— start of Supplied material —

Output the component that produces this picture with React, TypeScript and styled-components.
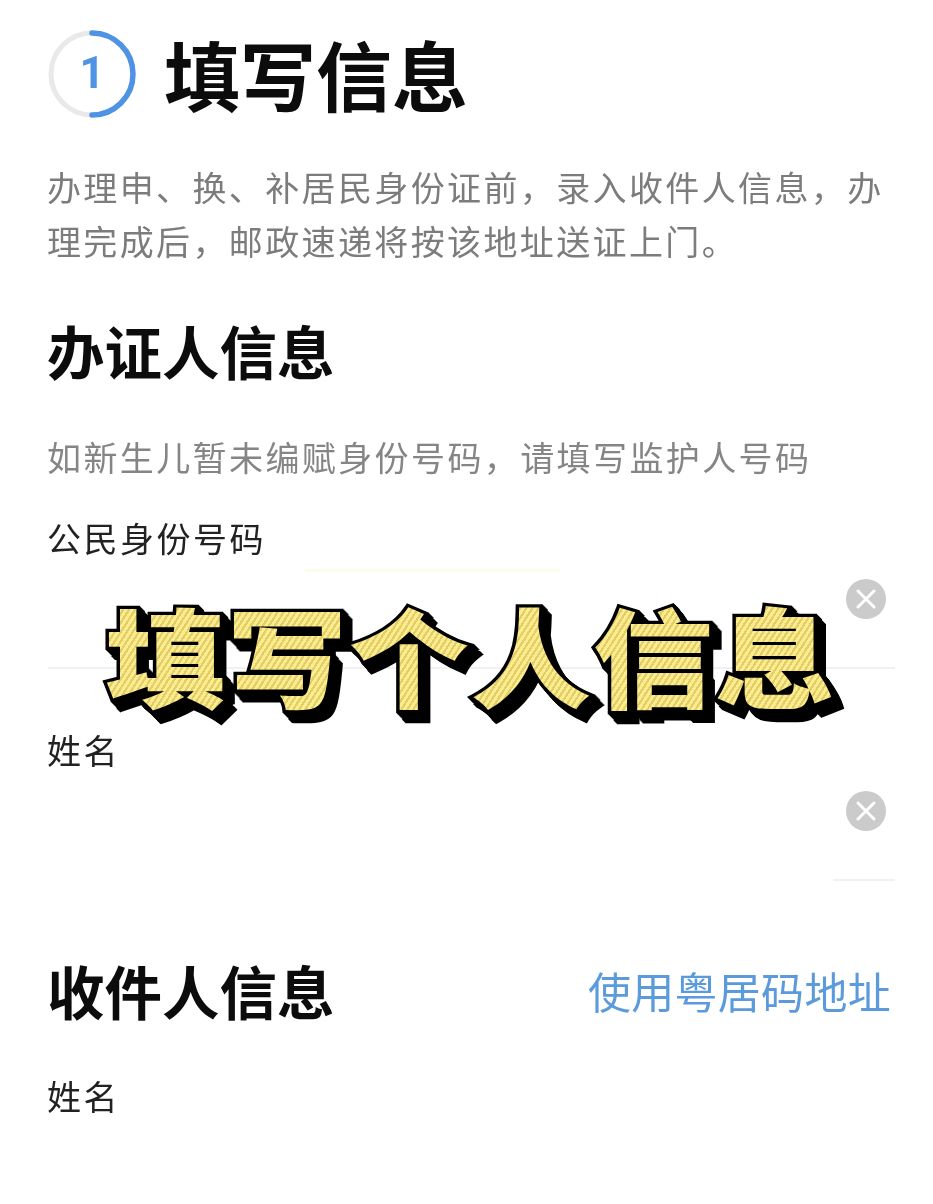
import React from "react";
import styled, { createGlobalStyle } from "styled-components";

const Global = createGlobalStyle`
  html, body { margin: 0; padding: 0; background: #fff; }
  body { font-family: "Noto Sans CJK SC", "Noto Sans", sans-serif; }
`;

const Page = styled.main`
  position: relative;
  width: 933px;
  height: 1204px;
  overflow: hidden;
  box-sizing: border-box;
  padding: 26px 38px 0 47px;
  background: #fff;
  filter: blur(0.5px);
`;

const StepHeader = styled.header`
  display: flex;
  align-items: center;
  gap: 27px;
  height: 94px;
`;

const StepRing = styled.svg`
  width: 90px;
  height: 90px;
  flex: none;
`;

const StepTitle = styled.h1`
  margin: 0;
  font-size: 76px;
  line-height: 94px;
  font-weight: 700;
  color: #0c0c0c;
`;

const Intro = styled.p`
  margin: 40px 0 0;
  font-size: 34px;
  line-height: 54px;
  letter-spacing: 2.37px;
  color: #7c7c7c;
  white-space: pre-line;
`;

const SectionHead = styled.div<{ $top: number }>`
  display: flex;
  align-items: center;
  justify-content: space-between;
  margin-top: ${(p) => p.$top}px;
  height: 70px;
`;

const SectionTitle = styled.h2`
  margin: 0;
  font-size: 57.5px;
  line-height: 70px;
  font-weight: 700;
  color: #0c0c0c;
`;

const LinkText = styled.a`
  font-size: 43px;
  line-height: 60px;
  letter-spacing: 0.3px;
  margin-right: 4px;
  color: #5b9bdc;
`;

const Hint = styled.p`
  margin: 47px 0 0;
  font-size: 34px;
  line-height: 50px;
  letter-spacing: 2.4px;
  color: #858585;
`;

const FieldLabel = styled.label<{ $top: number }>`
  display: block;
  margin-top: ${(p) => p.$top}px;
  font-size: 34px;
  line-height: 50px;
  letter-spacing: 2.5px;
  color: #222;
`;

const InputRow = styled.div`
  display: flex;
  justify-content: flex-end;
  align-items: center;
  height: 104px;
  margin-right: 9px;
  padding-bottom: 32px;
  box-sizing: border-box;
`;

const Rule = styled.div<{ $inset: number }>`
  height: 2px;
  margin-left: ${(p) => p.$inset}px;
  background: #f1f1f1;
`;

const ClearCircle = styled.svg`
  width: 40px;
  height: 40px;
  flex: none;
`;

const Glow = styled.div`
  position: absolute;
  left: 305px;
  top: 569px;
  width: 255px;
  height: 3px;
  background: #fdfbee;
`;

const Banner = styled.div`
  position: absolute;
  left: 105px;
  top: 586px;
  width: 760px;
  height: 150px;
  transform: scaleY(0.9);
  transform-origin: top left;
`;

const BannerLayer = styled.span`
  position: absolute;
  left: 0;
  top: 0;
  white-space: nowrap;
  font-family: "Noto Sans CJK SC", sans-serif;
  font-size: 120px;
  line-height: 150px;
  font-weight: 900;
  letter-spacing: 2px;
`;

const BannerShadow = styled(BannerLayer)<{ $x: number; $y: number }>`
  transform: translate(${(p) => p.$x}px, ${(p) => p.$y}px);
  color: #000;
  -webkit-text-stroke: 7px #000;
`;

const BannerFill = styled(BannerLayer)`
  color: transparent;
  background-image: repeating-linear-gradient(
    -60deg,
    #fcec90 0 3px,
    #e2cd66 3px 5.2px
  );
  -webkit-background-clip: text;
  background-clip: text;
`;

const Clear = () => (
  <ClearCircle viewBox="0 0 40 40">
    <circle cx="20" cy="20" r="20" fill="#cbcbcb" />
    <path d="M12 12 L28 28 M28 12 L12 28" stroke="#fff" strokeWidth="3" strokeLinecap="round" />
  </ClearCircle>
);

const extrusion = [9, 8, 7, 6, 5, 4, 3, 2, 1, 0];

export default function App() {
  const title = "填写个人信息";
  return (
    <Page>
      <Global />
      <StepHeader>
        <StepRing viewBox="0 0 90 90">
          <circle cx="45" cy="46" r="41" fill="none" stroke="#e9e9e9" strokeWidth="5" />
          <path d="M45 5 A41 41 0 0 1 45 87" fill="none" stroke="#4f94e4" strokeWidth="5.5" strokeLinecap="round" />
          <text x="45" y="60" textAnchor="middle" fontSize="44" fontWeight="700" fontFamily="Roboto, sans-serif" fill="#4f94e4">1</text>
        </StepRing>
        <StepTitle>填写信息</StepTitle>
      </StepHeader>
      <Intro>{"办理申、换、补居民身份证前，录入收件人信息，办\n理完成后，邮政速递将按该地址送证上门。"}</Intro>
      <SectionHead $top={47}>
        <SectionTitle>办证人信息</SectionTitle>
      </SectionHead>
      <Hint>如新生儿暂未编赋身份号码，请填写监护人号码</Hint>
      <FieldLabel $top={31}>公民身份号码</FieldLabel>
      <InputRow><Clear /></InputRow>
      <Rule $inset={1} />
      <FieldLabel $top={56}>姓名</FieldLabel>
      <InputRow><Clear /></InputRow>
      <Rule $inset={786} />
      <SectionHead $top={74}>
        <SectionTitle>收件人信息</SectionTitle>
        <LinkText>使用粤居码地址</LinkText>
      </SectionHead>
      <FieldLabel $top={46}>姓名</FieldLabel>
      <Glow />
      <Banner>
        {extrusion.map((d) => (
          <BannerShadow key={d} $x={d} $y={d * 1.15}>{title}</BannerShadow>
        ))}
        <BannerFill>{title}</BannerFill>
      </Banner>
    </Page>
  );
}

— end of Supplied material —

Written problem
Images should not appear in the copy; retype the listing above exactly.

Exercise solution
Output the component that produces this picture with React, TypeScript and styled-components.
import React from "react";
import styled, { createGlobalStyle } from "styled-components";

const Global = createGlobalStyle`
  html, body { margin: 0; padding: 0; background: #fff; }
  body { font-family: "Noto Sans CJK SC", "Noto Sans", sans-serif; }
`;

const Page = styled.main`
  position: relative;
  width: 933px;
  height: 1204px;
  overflow: hidden;
  box-sizing: border-box;
  padding: 26px 38px 0 47px;
  background: #fff;
  filter: blur(0.5px);
`;

const StepHeader = styled.header`
  display: flex;
  align-items: center;
  gap: 27px;
  height: 94px;
`;

const StepRing = styled.svg`
  width: 90px;
  height: 90px;
  flex: none;
`;

const StepTitle = styled.h1`
  margin: 0;
  font-size: 76px;
  line-height: 94px;
  font-weight: 700;
  color: #0c0c0c;
`;

const Intro = styled.p`
  margin: 40px 0 0;
  font-size: 34px;
  line-height: 54px;
  letter-spacing: 2.37px;
  color: #7c7c7c;
  white-space: pre-line;
`;

const SectionHead = styled.div<{ $top: number }>`
  display: flex;
  align-items: center;
  justify-content: space-between;
  margin-top: ${(p) => p.$top}px;
  height: 70px;
`;

const SectionTitle = styled.h2`
  margin: 0;
  font-size: 57.5px;
  line-height: 70px;
  font-weight: 700;
  color: #0c0c0c;
`;

const LinkText = styled.a`
  font-size: 43px;
  line-height: 60px;
  letter-spacing: 0.3px;
  margin-right: 4px;
  color: #5b9bdc;
`;

const Hint = styled.p`
  margin: 47px 0 0;
  font-size: 34px;
  line-height: 50px;
  letter-spacing: 2.4px;
  color: #858585;
`;

const FieldLabel = styled.label<{ $top: number }>`
  display: block;
  margin-top: ${(p) => p.$top}px;
  font-size: 34px;
  line-height: 50px;
  letter-spacing: 2.5px;
  color: #222;
`;

const InputRow = styled.div`
  display: flex;
  justify-content: flex-end;
  align-items: center;
  height: 104px;
  margin-right: 9px;
  padding-bottom: 32px;
  box-sizing: border-box;
`;

const Rule = styled.div<{ $inset: number }>`
  height: 2px;
  margin-left: ${(p) => p.$inset}px;
  background: #f1f1f1;
`;

const ClearCircle = styled.svg`
  width: 40px;
  height: 40px;
  flex: none;
`;

const Glow = styled.div`
  position: absolute;
  left: 305px;
  top: 569px;
  width: 255px;
  height: 3px;
  background: #fdfbee;
`;

const Banner = styled.div`
  position: absolute;
  left: 105px;
  top: 586px;
  width: 760px;
  height: 150px;
  transform: scaleY(0.9);
  transform-origin: top left;
`;

const BannerLayer = styled.span`
  position: absolute;
  left: 0;
  top: 0;
  white-space: nowrap;
  font-family: "Noto Sans CJK SC", sans-serif;
  font-size: 120px;
  line-height: 150px;
  font-weight: 900;
  letter-spacing: 2px;
`;

const BannerShadow = styled(BannerLayer)<{ $x: number; $y: number }>`
  transform: translate(${(p) => p.$x}px, ${(p) => p.$y}px);
  color: #000;
  -webkit-text-stroke: 7px #000;
`;

const BannerFill = styled(BannerLayer)`
  color: transparent;
  background-image: repeating-linear-gradient(
    -60deg,
    #fcec90 0 3px,
    #e2cd66 3px 5.2px
  );
  -webkit-background-clip: text;
  background-clip: text;
`;

const Clear = () => (
  <ClearCircle viewBox="0 0 40 40">
    <circle cx="20" cy="20" r="20" fill="#cbcbcb" />
    <path d="M12 12 L28 28 M28 12 L12 28" stroke="#fff" strokeWidth="3" strokeLinecap="round" />
  </ClearCircle>
);

const extrusion = [9, 8, 7, 6, 5, 4, 3, 2, 1, 0];

export default function App() {
  const title = "填写个人信息";
  return (
    <Page>
      <Global />
      <StepHeader>
        <StepRing viewBox="0 0 90 90">
          <circle cx="45" cy="46" r="41" fill="none" stroke="#e9e9e9" strokeWidth="5" />
          <path d="M45 5 A41 41 0 0 1 45 87" fill="none" stroke="#4f94e4" strokeWidth="5.5" strokeLinecap="round" />
          <text x="45" y="60" textAnchor="middle" fontSize="44" fontWeight="700" fontFamily="Roboto, sans-serif" fill="#4f94e4">1</text>
        </StepRing>
        <StepTitle>填写信息</StepTitle>
      </StepHeader>
      <Intro>{"办理申、换、补居民身份证前，录入收件人信息，办\n理完成后，邮政速递将按该地址送证上门。"}</Intro>
      <SectionHead $top={47}>
        <SectionTitle>办证人信息</SectionTitle>
      </SectionHead>
      <Hint>如新生儿暂未编赋身份号码，请填写监护人号码</Hint>
      <FieldLabel $top={31}>公民身份号码</FieldLabel>
      <InputRow><Clear /></InputRow>
      <Rule $inset={1} />
      <FieldLabel $top={56}>姓名</FieldLabel>
      <InputRow><Clear /></InputRow>
      <Rule $inset={786} />
      <SectionHead $top={74}>
        <SectionTitle>收件人信息</SectionTitle>
        <LinkText>使用粤居码地址</LinkText>
      </SectionHead>
      <FieldLabel $top={46}>姓名</FieldLabel>
      <Glow />
      <Banner>
        {extrusion.map((d) => (
          <BannerShadow key={d} $x={d} $y={d * 1.15}>{title}</BannerShadow>
        ))}
        <BannerFill>{title}</BannerFill>
      </Banner>
    </Page>
  );
}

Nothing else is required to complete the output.